Optimal Data Access Patterns
The following list summarizes how to ensure your data access patterns result in the most optimal performance on an FPGA.
- Minimize data input reads. After data has been read into the block, it can easily feed many parallel paths but the inputs to the hardware function can be bottlenecks to performance. Read data once and use a local cache if the data must be reused.
- Minimize accesses to arrays, especially large arrays. Arrays are implemented in block RAM which like I/O ports only have a limited number of ports and can be bottlenecks to performance. Arrays can be partitioned into smaller arrays and even individual registers but partitioning large arrays will result in many registers being used. Use small localized caches to hold results such as accumulations and then write the final result to the array.
- Seek to perform conditional branching inside pipelined tasks rather than conditionally execute tasks, even pipelined tasks. Conditionals are implemented as separate paths in the pipeline.

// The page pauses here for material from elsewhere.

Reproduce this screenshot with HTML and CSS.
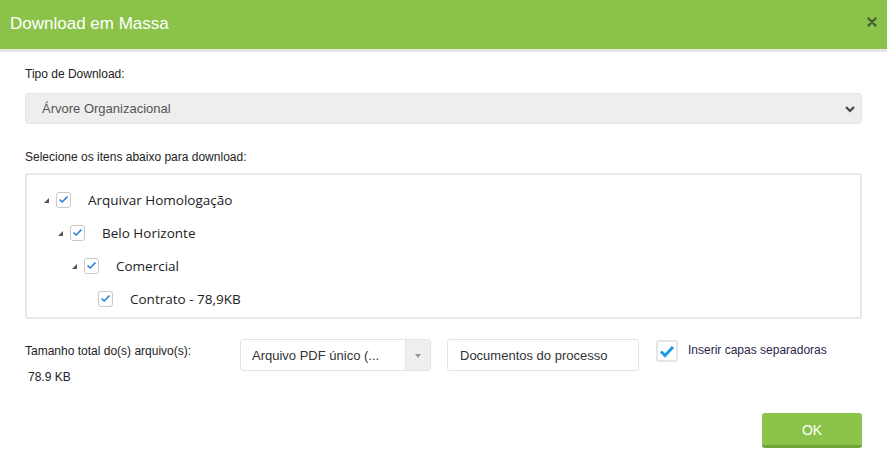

Allowing the data from one task to flow into the next task with the conditional performed inside the next task will result in a higher performing system.
- Minimize output writes for the same reason as input reads, namely, that ports are bottlenecks. Replicating additional accesses only pushes the issue further back into the system.
For C code which processes data in a streaming manner, consider employing a coding style that promotes read-once/write-once to function arguments because this ensures the function can be efficiently implemented in an FPGA. It is much more productive to design an algorithm in C that results in a high-performance FPGA implementation than debug why the FPGA is not operating at the performance required.